>> BEGIN RAW DATA

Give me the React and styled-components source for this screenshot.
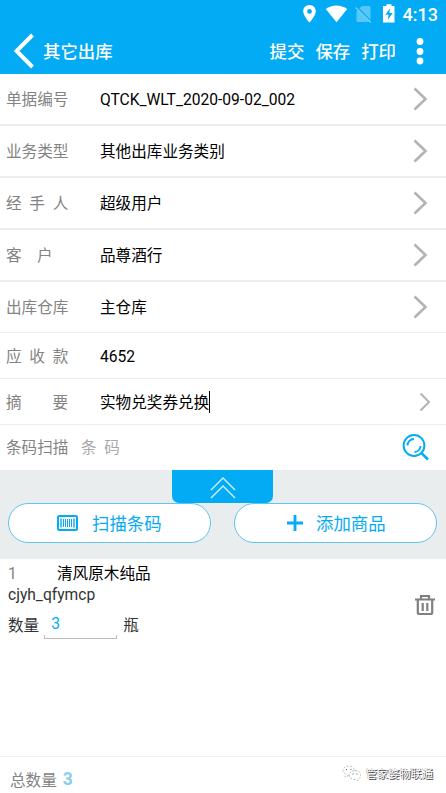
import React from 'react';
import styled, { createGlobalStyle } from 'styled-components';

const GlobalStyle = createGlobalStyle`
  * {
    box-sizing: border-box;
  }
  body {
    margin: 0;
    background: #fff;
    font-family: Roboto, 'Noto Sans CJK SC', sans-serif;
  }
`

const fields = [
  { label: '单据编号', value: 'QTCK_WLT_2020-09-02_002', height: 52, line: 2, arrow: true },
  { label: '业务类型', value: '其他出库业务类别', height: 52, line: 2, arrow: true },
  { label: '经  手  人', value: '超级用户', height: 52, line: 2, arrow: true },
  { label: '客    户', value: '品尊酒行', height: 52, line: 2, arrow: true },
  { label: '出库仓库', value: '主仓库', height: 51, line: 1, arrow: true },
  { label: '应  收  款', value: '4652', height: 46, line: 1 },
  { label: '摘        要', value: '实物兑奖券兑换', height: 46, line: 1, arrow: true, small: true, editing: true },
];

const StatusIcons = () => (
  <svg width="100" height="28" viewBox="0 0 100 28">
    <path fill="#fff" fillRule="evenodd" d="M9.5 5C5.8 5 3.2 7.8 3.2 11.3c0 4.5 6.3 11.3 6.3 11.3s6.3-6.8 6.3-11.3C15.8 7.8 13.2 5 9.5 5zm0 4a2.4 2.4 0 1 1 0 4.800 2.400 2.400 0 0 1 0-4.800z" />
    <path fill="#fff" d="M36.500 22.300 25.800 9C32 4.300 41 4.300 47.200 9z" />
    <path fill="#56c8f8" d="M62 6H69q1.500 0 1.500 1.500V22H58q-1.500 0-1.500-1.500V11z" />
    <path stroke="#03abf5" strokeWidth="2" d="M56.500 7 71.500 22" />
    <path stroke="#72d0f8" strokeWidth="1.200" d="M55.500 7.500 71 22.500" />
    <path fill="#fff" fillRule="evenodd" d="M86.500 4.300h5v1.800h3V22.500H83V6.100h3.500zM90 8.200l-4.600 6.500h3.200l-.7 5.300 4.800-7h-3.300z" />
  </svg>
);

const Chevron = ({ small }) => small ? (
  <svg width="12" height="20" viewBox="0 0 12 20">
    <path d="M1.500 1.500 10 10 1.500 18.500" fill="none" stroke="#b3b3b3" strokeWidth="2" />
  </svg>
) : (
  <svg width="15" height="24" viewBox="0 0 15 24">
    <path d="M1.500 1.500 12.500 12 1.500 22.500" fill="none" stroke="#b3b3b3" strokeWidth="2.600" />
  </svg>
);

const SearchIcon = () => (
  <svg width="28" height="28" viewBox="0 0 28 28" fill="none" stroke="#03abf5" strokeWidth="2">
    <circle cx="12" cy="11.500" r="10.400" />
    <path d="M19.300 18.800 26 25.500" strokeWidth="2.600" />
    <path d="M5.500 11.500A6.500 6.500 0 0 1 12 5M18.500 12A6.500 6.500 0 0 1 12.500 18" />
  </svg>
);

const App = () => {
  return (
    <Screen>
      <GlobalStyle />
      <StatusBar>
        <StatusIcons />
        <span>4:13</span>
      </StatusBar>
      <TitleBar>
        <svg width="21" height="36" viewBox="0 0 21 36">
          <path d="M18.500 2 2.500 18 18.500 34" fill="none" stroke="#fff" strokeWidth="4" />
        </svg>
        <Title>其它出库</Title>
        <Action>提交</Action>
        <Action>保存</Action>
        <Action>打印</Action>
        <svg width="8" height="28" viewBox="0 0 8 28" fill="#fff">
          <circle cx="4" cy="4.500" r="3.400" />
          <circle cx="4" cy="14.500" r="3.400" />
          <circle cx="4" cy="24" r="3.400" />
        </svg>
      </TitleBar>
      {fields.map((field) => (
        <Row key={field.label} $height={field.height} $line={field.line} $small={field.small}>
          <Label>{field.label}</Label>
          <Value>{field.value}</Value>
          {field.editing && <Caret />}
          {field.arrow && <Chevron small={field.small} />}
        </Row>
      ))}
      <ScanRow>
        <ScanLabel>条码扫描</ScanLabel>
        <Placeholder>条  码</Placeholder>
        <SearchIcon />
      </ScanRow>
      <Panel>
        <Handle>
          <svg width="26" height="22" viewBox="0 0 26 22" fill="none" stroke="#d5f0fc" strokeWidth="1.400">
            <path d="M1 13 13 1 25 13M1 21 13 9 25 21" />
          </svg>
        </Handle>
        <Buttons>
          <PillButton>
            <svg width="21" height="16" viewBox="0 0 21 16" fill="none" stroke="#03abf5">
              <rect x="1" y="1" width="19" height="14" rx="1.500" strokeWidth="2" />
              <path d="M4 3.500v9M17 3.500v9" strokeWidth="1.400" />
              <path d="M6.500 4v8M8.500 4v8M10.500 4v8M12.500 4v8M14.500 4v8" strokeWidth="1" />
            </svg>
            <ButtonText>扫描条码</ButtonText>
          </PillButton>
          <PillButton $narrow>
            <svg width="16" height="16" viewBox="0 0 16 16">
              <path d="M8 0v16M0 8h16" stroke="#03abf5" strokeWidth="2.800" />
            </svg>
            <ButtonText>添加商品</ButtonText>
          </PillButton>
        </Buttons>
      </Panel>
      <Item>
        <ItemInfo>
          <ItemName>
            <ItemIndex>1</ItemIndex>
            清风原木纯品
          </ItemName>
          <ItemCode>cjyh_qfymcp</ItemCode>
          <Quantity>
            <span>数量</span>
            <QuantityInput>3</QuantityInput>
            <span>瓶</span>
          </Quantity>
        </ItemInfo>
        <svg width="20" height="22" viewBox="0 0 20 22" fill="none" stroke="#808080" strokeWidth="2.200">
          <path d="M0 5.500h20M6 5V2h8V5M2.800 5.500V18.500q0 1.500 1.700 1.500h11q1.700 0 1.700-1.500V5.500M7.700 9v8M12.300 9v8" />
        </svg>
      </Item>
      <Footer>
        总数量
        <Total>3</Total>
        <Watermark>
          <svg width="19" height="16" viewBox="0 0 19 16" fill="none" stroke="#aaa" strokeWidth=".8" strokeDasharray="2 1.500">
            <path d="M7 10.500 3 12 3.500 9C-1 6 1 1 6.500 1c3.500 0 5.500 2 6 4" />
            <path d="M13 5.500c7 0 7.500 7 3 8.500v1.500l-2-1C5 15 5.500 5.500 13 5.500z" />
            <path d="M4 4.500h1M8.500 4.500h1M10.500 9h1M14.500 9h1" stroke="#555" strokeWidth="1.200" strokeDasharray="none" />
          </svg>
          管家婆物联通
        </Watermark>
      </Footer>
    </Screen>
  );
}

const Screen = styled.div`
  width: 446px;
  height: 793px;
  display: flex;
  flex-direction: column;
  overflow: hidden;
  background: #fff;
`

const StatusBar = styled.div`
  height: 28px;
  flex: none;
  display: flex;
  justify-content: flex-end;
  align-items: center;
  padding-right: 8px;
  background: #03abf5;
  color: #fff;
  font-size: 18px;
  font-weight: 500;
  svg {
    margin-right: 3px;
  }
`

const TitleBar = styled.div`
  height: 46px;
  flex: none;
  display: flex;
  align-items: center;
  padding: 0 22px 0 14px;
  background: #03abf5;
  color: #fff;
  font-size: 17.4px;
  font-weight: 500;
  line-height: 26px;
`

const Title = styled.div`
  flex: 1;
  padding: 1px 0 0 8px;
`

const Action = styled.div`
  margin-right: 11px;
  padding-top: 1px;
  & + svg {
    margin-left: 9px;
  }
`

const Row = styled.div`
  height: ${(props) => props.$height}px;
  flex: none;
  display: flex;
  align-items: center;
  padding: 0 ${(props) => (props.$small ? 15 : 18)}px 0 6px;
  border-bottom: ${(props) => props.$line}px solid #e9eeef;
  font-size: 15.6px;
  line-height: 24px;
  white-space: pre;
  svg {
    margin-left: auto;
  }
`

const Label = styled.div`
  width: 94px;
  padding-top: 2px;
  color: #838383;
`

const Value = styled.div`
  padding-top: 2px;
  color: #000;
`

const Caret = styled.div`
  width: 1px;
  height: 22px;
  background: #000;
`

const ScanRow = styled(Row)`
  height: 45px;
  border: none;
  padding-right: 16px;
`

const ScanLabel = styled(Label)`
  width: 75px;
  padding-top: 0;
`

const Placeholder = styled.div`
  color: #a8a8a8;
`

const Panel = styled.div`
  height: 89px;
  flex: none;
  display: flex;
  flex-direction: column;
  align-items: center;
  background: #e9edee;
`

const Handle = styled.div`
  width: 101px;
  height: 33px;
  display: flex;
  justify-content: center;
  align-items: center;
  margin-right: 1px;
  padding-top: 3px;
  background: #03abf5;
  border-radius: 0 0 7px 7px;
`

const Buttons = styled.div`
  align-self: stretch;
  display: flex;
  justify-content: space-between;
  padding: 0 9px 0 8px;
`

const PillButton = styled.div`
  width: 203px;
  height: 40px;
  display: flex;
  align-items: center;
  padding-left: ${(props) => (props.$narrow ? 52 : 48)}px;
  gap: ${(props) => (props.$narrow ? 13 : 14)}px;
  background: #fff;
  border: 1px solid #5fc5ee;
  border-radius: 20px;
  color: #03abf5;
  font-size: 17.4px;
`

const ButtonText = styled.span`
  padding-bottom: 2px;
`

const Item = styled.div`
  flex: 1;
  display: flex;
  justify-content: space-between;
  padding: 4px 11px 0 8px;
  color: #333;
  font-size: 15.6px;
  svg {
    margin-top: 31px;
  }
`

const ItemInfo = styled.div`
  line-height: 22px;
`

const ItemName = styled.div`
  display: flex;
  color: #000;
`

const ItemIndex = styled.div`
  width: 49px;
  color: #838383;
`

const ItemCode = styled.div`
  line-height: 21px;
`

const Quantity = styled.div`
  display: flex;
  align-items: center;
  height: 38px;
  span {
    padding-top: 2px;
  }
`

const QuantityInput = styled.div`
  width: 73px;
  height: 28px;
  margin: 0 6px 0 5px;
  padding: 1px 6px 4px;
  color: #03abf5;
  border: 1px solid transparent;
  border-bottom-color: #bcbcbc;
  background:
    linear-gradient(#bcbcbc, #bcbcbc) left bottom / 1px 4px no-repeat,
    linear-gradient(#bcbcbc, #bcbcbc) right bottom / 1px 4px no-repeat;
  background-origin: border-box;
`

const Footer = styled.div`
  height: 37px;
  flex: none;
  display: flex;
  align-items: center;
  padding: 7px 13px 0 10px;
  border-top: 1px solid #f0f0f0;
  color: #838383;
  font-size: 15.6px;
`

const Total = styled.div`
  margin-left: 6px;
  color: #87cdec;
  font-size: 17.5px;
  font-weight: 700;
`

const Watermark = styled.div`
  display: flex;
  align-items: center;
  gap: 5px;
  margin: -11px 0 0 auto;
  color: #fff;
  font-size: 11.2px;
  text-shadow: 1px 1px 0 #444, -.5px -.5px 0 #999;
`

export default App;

>> END RAW DATA

Extract from the material all lines containing the string "components".

__ANSWER TO THE TASK__
Give me the React and styled-components source for this screenshot.
import styled, { createGlobalStyle } from 'styled-components';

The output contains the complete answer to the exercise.